Thursday, February 22, 2007

Sending in the Cavalry

Oops.

OCONOMOWOC, Wis. (AP) -- A man says he broke into an apartment with a cavalry sword because he thought he heard a woman being raped, but the sound actually was from a pornographic movie his upstairs neighbor was watching.

"Now I feel stupid," said James Van Iveren, who has been charged in the case. "This really is nothing, nothing but a mistake."

According to a criminal complaint, the neighbor told police that Van Iveren pounded on the door and kicked it open without warning Feb. 12, damaging the frame and lock.


Not the sharpest tool in the drawer there, I'd say.

Kicking in someone's front door, for whatever reason, while brandishing a weapon is a good way to get yourself killed. At least, in those parts of the country where the government recognizes and respect's a citizen's right to defend himself against armed home invaders, that is.

Contesting his neighbor's account, Van Iveren said he didn't look anywhere in the apartment except the front room, and that he never threatened the neighbor with the sword.
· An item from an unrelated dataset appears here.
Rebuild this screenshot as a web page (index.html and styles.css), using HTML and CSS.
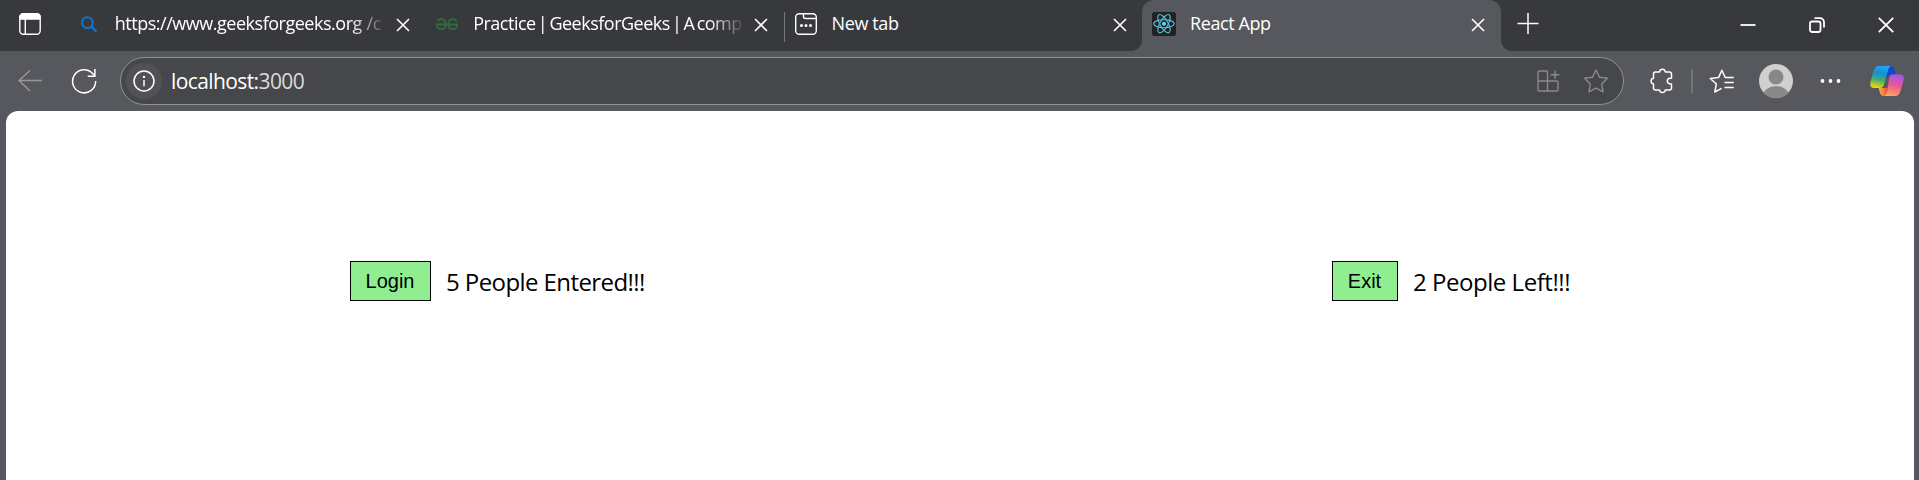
FILE: index.html
```html
<!DOCTYPE html>
<html lang="en">
<head>
<meta charset="utf-8">
<title>React App</title>
<link rel="stylesheet" href="styles.css">
</head>
<body>
<div class="browser">
  <header class="tabstrip">
    <svg class="tab-actions" width="22" height="22" viewBox="0 0 22 22" fill="none" stroke="#fff" stroke-width="1.4"><rect x=".8" y=".8" width="20.4" height="20.4" rx="3.5"/><path d="M1 6V4a3 3 0 0 1 3-3h14a3 3 0 0 1 3 3v2z" fill="#fff"/><path d="M6.3 6v15"/></svg>
    <div class="tab">
      <svg class="favicon" width="24" height="24" viewBox="0 0 24 24" fill="none" stroke="#1473c8" stroke-width="2"><circle cx="10.4" cy="10.6" r="5.4"/><path d="M14.2 14.4l5.2 5.2" stroke-width="2.2"/></svg>
      <span class="tab-title fade"><span class="t-search">https://www.geeksforgeeks.org /c</span></span>
      <svg class="close" width="14" height="14" viewBox="0 0 14 14"><path d="M1 1l12 12M13 1L1 13"/></svg>
    </div>
    <div class="tab">
      <svg class="favicon" width="24" height="24" viewBox="0 0 24 24" fill="none" stroke="#2f6b3d" stroke-width="1.8"><path d="M1 12.500h22M2.200 9.400C3 7.800 4.400 7 6 7c3 0 4.700 2.200 4.700 5.200 0 3.200-1.700 4.900-4.600 4.900-2.600 0-4.300-1.600-4.400-4.600M21.800 9.400C21 7.800 19.600 7 18 7c-3 0-4.700 2.200-4.700 5.200 0 3.200 1.700 4.900 4.600 4.900 2.600 0 4.300-1.600 4.400-4.600"/></svg>
      <span class="tab-title fade"><span class="t-practice">Practice | GeeksforGeeks | A comp</span></span>
      <svg class="close" width="14" height="14" viewBox="0 0 14 14"><path d="M1 1l12 12M13 1L1 13"/></svg>
    </div>
    <div class="tab divided">
      <svg class="favicon" width="24" height="24" viewBox="0 0 24 24" fill="none" stroke="#fff" stroke-width="1.4"><rect x="1.700" y="1.700" width="20.600" height="20.600" rx="3.500"/><path d="M9.500 2v2.500q0 2 2 2H22"/><g fill="#fff" stroke="none"><circle cx="7.500" cy="13.500" r="1.500"/><circle cx="12" cy="13.500" r="1.500"/><circle cx="16.500" cy="13.500" r="1.500"/></g></svg>
      <span class="tab-title"><span class="t-new">New tab</span></span>
      <svg class="close" width="14" height="14" viewBox="0 0 14 14"><path d="M1 1l12 12M13 1L1 13"/></svg>
    </div>
    <div class="tab active">
      <svg class="favicon" width="24" height="24" viewBox="0 0 24 24" fill="none" stroke="#53c1de" stroke-width="1.150"><rect width="24" height="24" rx="2.500" fill="#222" stroke="none"/><ellipse cx="12" cy="11.700" rx="10.300" ry="4"/><ellipse cx="12" cy="11.700" rx="10.300" ry="4" transform="rotate(60 12 11.700)"/><ellipse cx="12" cy="11.700" rx="10.300" ry="4" transform="rotate(120 12 11.700)"/><circle cx="12" cy="11.700" r="2" fill="#61dafb" stroke="none"/></svg>
      <span class="tab-title"><span class="t-react">React App</span></span>
      <svg class="close" width="14" height="14" viewBox="0 0 14 14"><path d="M1 1l12 12M13 1L1 13"/></svg>
    </div>
    <svg class="new-tab" width="22" height="22" viewBox="0 0 22 22" fill="none" stroke="#fff" stroke-width="1.500"><path d="M.5 10.500h21M11 0v21"/></svg>
    <div class="window-controls">
      <svg width="16" height="16" viewBox="0 0 16 16"><path d="M.500 8h15"/></svg>
      <svg width="16" height="16" viewBox="0 0 16 16"><rect x="1" y="4.500" width="10.500" height="10.500" rx="2.200"/><path d="M5.500 1.200h5.500a4 4 0 0 1 4 4v5.300"/></svg>
      <svg width="16" height="16" viewBox="0 0 16 16"><path d="M.8 .8l14.400 14.400M15.200 .8L.8 15.200"/></svg>
    </div>
  </header>

  <nav class="toolbar">
    <svg class="back" width="24" height="22" viewBox="0 0 24 22" fill="none" stroke="#97989a" stroke-width="1.400"><path d="M24 10.500H1M12 .500L1 10.500l11 10.500"/></svg>
    <svg class="reload" width="26" height="26" viewBox="0 0 26 26" fill="none" stroke="#fff" stroke-width="1.500"><path d="M24.600 13A11.500 11.500 0 1 1 21.800 5.800l1.600 1.800"/><path d="M23.900 1v7.200h-7.200"/></svg>
    <div class="address">
      <span class="site-info"><svg width="22" height="22" viewBox="0 0 22 22" fill="none" stroke="#fff" stroke-width="1.500"><circle cx="11" cy="11" r="10"/><path d="M11 10v6.300"/><circle cx="11" cy="6.900" r="1.200" fill="#fff" stroke="none"/></svg></span>
      <span class="url">localhost:<span class="port">3000</span></span>
      <svg class="apps" width="23" height="24" viewBox="0 0 23 24" fill="none" stroke="#8a8b8e" stroke-width="1.400"><path d="M10.500 12V3.500q0-1.500-1.500-1.500H2.500Q1 2 1 3.500v17Q1 22 2.500 22h17q1.500 0 1.500-1.500v-7q0-1.500-1.500-1.500H1M10.500 12v10M18 1.500v8.500M13.700 5.700h8.600"/></svg>
      <svg class="star" width="26" height="26" viewBox="0 0 26 26" fill="none" stroke="#8a8b8e" stroke-width="1.400" stroke-linejoin="round"><path d="M13 2l3.500 7.200 8 1.100-5.800 5.600 1.400 8L13 20.200 5.900 23.900l1.400-8-5.800-5.600 8-1.100z"/></svg>
    </div>
    <svg class="extensions" width="24" height="26" viewBox="0 0 24 26" fill="none" stroke="#fff" stroke-width="1.500" stroke-linejoin="round"><path d="M5.500 4h4q.4-2.800 2.900-2.800T15.300 4h4.200q2 0 2 2v4.200h-1.200q-3 .2-3 2.900t3 2.900h1.200V20q0 2-2 2h-4.200q-.4 2.600-2.900 2.600T9.500 22h-4q-2 0-2-2v-4Q1 15.500 1 13.100t2.500-2.900V6q0-2 2-2z"/></svg>
    <i class="separator"></i>
    <svg class="favorites" width="26" height="26" viewBox="0 0 26 26" fill="none" stroke="#fff" stroke-width="1.500" stroke-linejoin="round"><path d="M24.800 9.500h-8.600L12.900 2.200 9.600 9.400l-8.300 1.100 6 5.500-1.500 8 6.800-3.600M15.500 14.500h9.300M15.500 19.500h9.300"/></svg>
    <svg class="avatar" width="34" height="34" viewBox="0 0 34 34"><defs><clipPath id="disc"><circle cx="17" cy="17" r="17"/></clipPath></defs><g clip-path="url(#disc)"><rect width="34" height="34" fill="#d2d0ce"/><circle cx="17" cy="13" r="7.500" fill="#8a8886"/><ellipse cx="17" cy="32" rx="13" ry="10" fill="#8a8886"/></g></svg>
    <svg class="more" width="21" height="6" viewBox="0 0 21 6" fill="#fff"><circle cx="2.500" cy="3" r="1.900"/><circle cx="10.500" cy="3" r="1.900"/><circle cx="18.500" cy="3" r="1.900"/></svg>
    <svg class="copilot" width="34" height="32" viewBox="0 0 34 32">
      <defs>
        <linearGradient id="cool" x1=".6" y1="0" x2=".4" y2="1"><stop offset="0" stop-color="#20a7f5"/><stop offset=".35" stop-color="#158fd0"/><stop offset=".65" stop-color="#47ad70"/><stop offset="1" stop-color="#f5d400"/></linearGradient>
        <linearGradient id="warm" x1=".6" y1="0" x2=".4" y2="1"><stop offset="0" stop-color="#a455ee"/><stop offset=".5" stop-color="#e95795"/><stop offset="1" stop-color="#ffa45a"/></linearGradient>
        <linearGradient id="fold" x1="0" y1="0" x2="1" y2="0"><stop offset="0" stop-color="#ffbd35"/><stop offset="1" stop-color="#f04a3b"/></linearGradient>
      </defs>
      <path d="M16 1h4.500q3 0 4 4l1.200 4.500h-4q-3.500 0-4.800 4z" fill="#1746cf"/>
      <path d="M17.500 23l-1.200 8h-2.500q-3 0-3.900-3.500l-1.200-4.500z" fill="url(#fold)"/>
      <path d="M8.500 1h13q-2.300.3-3.200 3.500L14 19.500Q13 23 9.500 23H4Q-.8 23 .5 17L3.500 6Q5 1 8.500 1z" fill="url(#cool)"/>
      <path d="M22.500 9.500H30q4.800 0 3.500 6l-3 10.500q-1.500 5-5 5h-12q2.500-.3 3.400-3.500L19.200 13q1-3.500 3.300-3.500z" fill="url(#warm)"/>
    </svg>
  </nav>

  <main class="page">
    <section class="counter">
      <button class="action">Login</button>
      <span class="count entered">5 People Entered!!!</span>
    </section>
    <section class="counter exit">
      <button class="action">Exit</button>
      <span class="count left">2 People Left!!!</span>
    </section>
  </main>
</div>
</body>
</html>
```
FILE: styles.css
```css
* { box-sizing: border-box; }
body { margin: 0; overflow: hidden; font-family: "Open Sans", "Noto Sans", sans-serif; background: #57585d; }
svg { display: block; flex: none; }

.browser { display: flex; flex-direction: column; width: 1919px; height: 480px; }

.tabstrip { display: flex; height: 51px; flex: none; background: #38393c; color: #fff; }
.tab-actions { margin: 13px 26px 0 19px; }
.tab { position: relative; display: flex; flex: none; width: 358.4px; height: 51px; padding-left: 9.8px; }
.favicon { margin-top: 12px; }
.tab-title { width: 272px; height: 46px; margin-left: 14px; overflow: hidden; white-space: nowrap; font-size: 18px; line-height: 46px; }
.fade { -webkit-mask-image: linear-gradient(to right, #000 235px, transparent 273px); mask-image: linear-gradient(to right, #000 235px, transparent 273px); }
.close { margin: 18px 0 0 9px; stroke: #fff; stroke-width: 1.6; fill: none; }
.divided::before { content: ""; position: absolute; left: 0; top: 12px; width: 1px; height: 30px; background: #77787b; }
.active { background: #57585d; border-radius: 12px 12px 0 0; }
.active::before, .active::after { content: ""; position: absolute; bottom: 0; width: 10px; height: 10px; }
.active::before { left: -10px; background: radial-gradient(circle at 0 0, #38393c 9.5px, #57585d 10px); }
.active::after { right: -10px; background: radial-gradient(circle at 100% 0, #38393c 9.5px, #57585d 10px); }
.new-tab { margin: 13px 0 0 16px; }
.window-controls { display: flex; gap: 53px; margin: 17px 25px 0 auto; }
.window-controls svg { fill: none; stroke: #fff; stroke-width: 1.8; }

.t-search { letter-spacing: -0.48px; word-spacing: 0.5px; }
.t-practice { letter-spacing: -0.5px; word-spacing: -2px; }
.t-new { letter-spacing: -0.4px; }
.t-react { letter-spacing: -0.4px; }

.toolbar { display: flex; align-items: center; height: 60px; flex: none; background: #57585d; }
.back { margin-left: 18px; }
.reload { margin-left: 29px; }
.address { display: flex; align-items: center; width: 1504px; height: 48px; margin-left: 23px; padding-left: 5px; border: 1.5px solid #909194; border-radius: 24px; background: #46474a; }
.site-info { display: flex; align-items: center; justify-content: center; width: 36px; height: 36px; border-radius: 50%; background: #515256; }
.url { flex: 1; padding-left: 9px; color: #fff; font-size: 21px; line-height: 46px; letter-spacing: -0.6px; }
.port { color: #dcdcdd; }
.apps { margin-right: 23px; }
.star { margin-right: 14px; }
.extensions { margin-left: 26px; }
.separator { width: 2px; height: 24px; margin-left: 17px; background: #747579; }
.favorites { margin-left: 16px; }
.avatar { margin-left: 24px; }
.more { margin-left: 27px; }
.copilot { margin-left: 29px; }

.page { display: flex; flex: 1; margin: 0 5px 0 6px; padding-top: 150px; border-radius: 12px 12px 0 0; background: #fff; color: #000; }
.counter { display: flex; flex: none; align-items: flex-start; width: 982px; padding-left: 344px; }
.exit { width: 926px; }
.action { flex: none; width: 81px; height: 40px; padding: 0 1px 0 0; border: 1px solid #000; border-radius: 0; background: #90ee90; color: #000; font: 20px/38px "Liberation Sans", Arial, sans-serif; text-align: center; }
.exit .action { width: 66px; }
.count { margin-left: 15px; font-size: 24px; line-height: 42px; white-space: nowrap; }
.entered { letter-spacing: -0.58px; }
.left { letter-spacing: -0.46px; }
```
"I had the sword extended. But that was all," he said.


Try that shit in my house, jackass, and I'll give you a free, and much-needed, tutorial on the definition of the word "threaten". Not to mention, the words "jacketed" and "hollow-points".

UPDATE: So much for the argument, in this case, that there simply wasn't enough time to call 911.

But if Van Iveren was attempting to rescue what he thought was a woman in danger he was "obnoxiously late," said Stieghorst, who said he watched the movie between 1 and 2:30 a.m., but Van Iveren did not burst into his apartment until about 11:30 a.m.


Swordboy's got some 'splaning to do.

And, just because it's such a great quote...

Stieghorst, who said he has lived in his small downtown apartment for five years, said he was watching an adult DVD in Spanish called "Casa de Culo." He said the movie has no screaming that would suggest to someone a woman was in danger.

"It's all in Spanish, and I don't understand a word of it," he said. "I only bought it for the hot chicks."


As opposed to the rest of his porn DVD's, the purchases of which were undoubtedly based on gripping storylines (no pun intended), character development, and cutting-edge cinematography.